# WORK INSTRUCTIONS
Leaving the pictures aside, transcribe every line below exactly.

# INFORMATION PROVIDED
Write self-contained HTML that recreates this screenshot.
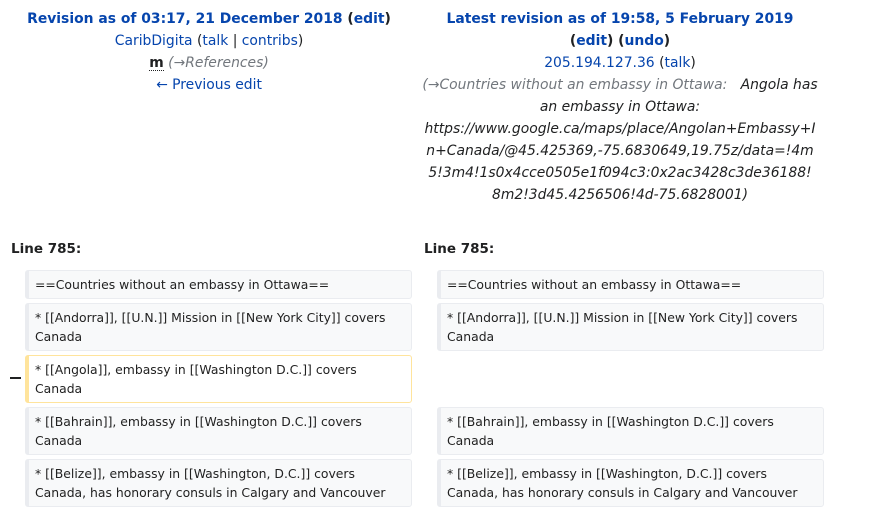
<!DOCTYPE html>
<html><head><meta charset="utf-8"><style>
body{margin:0;width:874px;height:511px;background:#fff;font-family:"DejaVu Sans",sans-serif;color:#202122;position:relative;overflow:hidden}
a{color:#0645ad;text-decoration:none}
.h{position:absolute;text-align:center;font-size:13.9px;line-height:22px}
.g{color:#72777d;font-style:italic}
.ln{position:absolute;font-weight:bold;font-size:13.5px;top:241px}
.b{position:absolute;box-sizing:border-box;width:387px;background:#f8f9fa;border:1px solid #eaecf0;border-left-width:4px;border-radius:3px;font-size:12.4px;line-height:19px;padding:4px 8px 3px 6px;color:#222}
.d{background:#fff;border-color:#ffe49c}
</style></head><body>
<div class="h" style="left:0;width:418px;top:8px">
<b><a>Revision as of 03:17, 21 December 2018</a> (<a>edit</a>)</b><br>
<a>CaribDigita</a> (<a>talk</a> | <a>contribs</a>)<br>
<b style="border-bottom:1px dotted #202122;line-height:14px;display:inline-block">m</b> <span class="g">(→References)</span><br>
<a>← Previous edit</a>
</div>
<div class="h" style="left:410px;width:420px;top:8px">
<b><a>Latest revision as of 19:58, 5 February 2019</a></b><br>
<b>(<a>edit</a>) (<a>undo</a>)</b><br>
<a>205.194.127.36</a> (<a>talk</a>)<br>
<i><span style="color:#72777d">(→Countries without an embassy in Ottawa:</span>&nbsp;&nbsp; Angola has<br>an embassy in Ottawa:<br>https://www.google.ca/maps/place/Angolan+Embassy+I<br>n+Canada/@45.425369,-75.6830649,19.75z/data=!4m<br>5!3m4!1s0x4cce0505e1f094c3:0x2ac3428c3de36188!<br>8m2!3d45.4256506!4d-75.6828001)</i>
</div>
<div class="ln" style="left:11px">Line 785:</div>
<div class="ln" style="left:424px">Line 785:</div>
<div class="b" style="left:25px;top:270px;height:29px">==Countries without an embassy in Ottawa==</div>
<div class="b" style="left:25px;top:303px;height:48px">* [[Andorra]], [[U.N.]] Mission in [[New York City]] covers Canada</div>
<div style="position:absolute;left:10px;top:377px;width:11px;height:2px;background:#202122"></div>
<div class="b d" style="left:25px;top:355px;height:48px">* [[Angola]], embassy in [[Washington D.C.]] covers Canada</div>
<div class="b" style="left:25px;top:407px;height:48px">* [[Bahrain]], embassy in [[Washington D.C.]] covers Canada</div>
<div class="b" style="left:25px;top:459px;height:48px">* [[Belize]], embassy in [[Washington, D.C.]] covers Canada, has honorary consuls in Calgary and Vancouver</div>
<div class="b" style="left:437px;top:270px;height:29px">==Countries without an embassy in Ottawa==</div>
<div class="b" style="left:437px;top:303px;height:48px">* [[Andorra]], [[U.N.]] Mission in [[New York City]] covers Canada</div>
<div class="b" style="left:437px;top:407px;height:48px">* [[Bahrain]], embassy in [[Washington D.C.]] covers Canada</div>
<div class="b" style="left:437px;top:459px;height:48px">* [[Belize]], embassy in [[Washington, D.C.]] covers Canada, has honorary consuls in Calgary and Vancouver</div>
</body></html>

# WRITTEN REPLY
Write self-contained HTML that recreates this screenshot.
<!DOCTYPE html>
<html><head><meta charset="utf-8"><style>
body{margin:0;width:874px;height:511px;background:#fff;font-family:"DejaVu Sans",sans-serif;color:#202122;position:relative;overflow:hidden}
a{color:#0645ad;text-decoration:none}
.h{position:absolute;text-align:center;font-size:13.9px;line-height:22px}
.g{color:#72777d;font-style:italic}
.ln{position:absolute;font-weight:bold;font-size:13.5px;top:241px}
.b{position:absolute;box-sizing:border-box;width:387px;background:#f8f9fa;border:1px solid #eaecf0;border-left-width:4px;border-radius:3px;font-size:12.4px;line-height:19px;padding:4px 8px 3px 6px;color:#222}
.d{background:#fff;border-color:#ffe49c}
</style></head><body>
<div class="h" style="left:0;width:418px;top:8px">
<b><a>Revision as of 03:17, 21 December 2018</a> (<a>edit</a>)</b><br>
<a>CaribDigita</a> (<a>talk</a> | <a>contribs</a>)<br>
<b style="border-bottom:1px dotted #202122;line-height:14px;display:inline-block">m</b> <span class="g">(→References)</span><br>
<a>← Previous edit</a>
</div>
<div class="h" style="left:410px;width:420px;top:8px">
<b><a>Latest revision as of 19:58, 5 February 2019</a></b><br>
<b>(<a>edit</a>) (<a>undo</a>)</b><br>
<a>205.194.127.36</a> (<a>talk</a>)<br>
<i><span style="color:#72777d">(→Countries without an embassy in Ottawa:</span>&nbsp;&nbsp; Angola has<br>an embassy in Ottawa:<br>https://www.google.ca/maps/place/Angolan+Embassy+I<br>n+Canada/@45.425369,-75.6830649,19.75z/data=!4m<br>5!3m4!1s0x4cce0505e1f094c3:0x2ac3428c3de36188!<br>8m2!3d45.4256506!4d-75.6828001)</i>
</div>
<div class="ln" style="left:11px">Line 785:</div>
<div class="ln" style="left:424px">Line 785:</div>
<div class="b" style="left:25px;top:270px;height:29px">==Countries without an embassy in Ottawa==</div>
<div class="b" style="left:25px;top:303px;height:48px">* [[Andorra]], [[U.N.]] Mission in [[New York City]] covers Canada</div>
<div style="position:absolute;left:10px;top:377px;width:11px;height:2px;background:#202122"></div>
<div class="b d" style="left:25px;top:355px;height:48px">* [[Angola]], embassy in [[Washington D.C.]] covers Canada</div>
<div class="b" style="left:25px;top:407px;height:48px">* [[Bahrain]], embassy in [[Washington D.C.]] covers Canada</div>
<div class="b" style="left:25px;top:459px;height:48px">* [[Belize]], embassy in [[Washington, D.C.]] covers Canada, has honorary consuls in Calgary and Vancouver</div>
<div class="b" style="left:437px;top:270px;height:29px">==Countries without an embassy in Ottawa==</div>
<div class="b" style="left:437px;top:303px;height:48px">* [[Andorra]], [[U.N.]] Mission in [[New York City]] covers Canada</div>
<div class="b" style="left:437px;top:407px;height:48px">* [[Bahrain]], embassy in [[Washington D.C.]] covers Canada</div>
<div class="b" style="left:437px;top:459px;height:48px">* [[Belize]], embassy in [[Washington, D.C.]] covers Canada, has honorary consuls in Calgary and Vancouver</div>
</body></html>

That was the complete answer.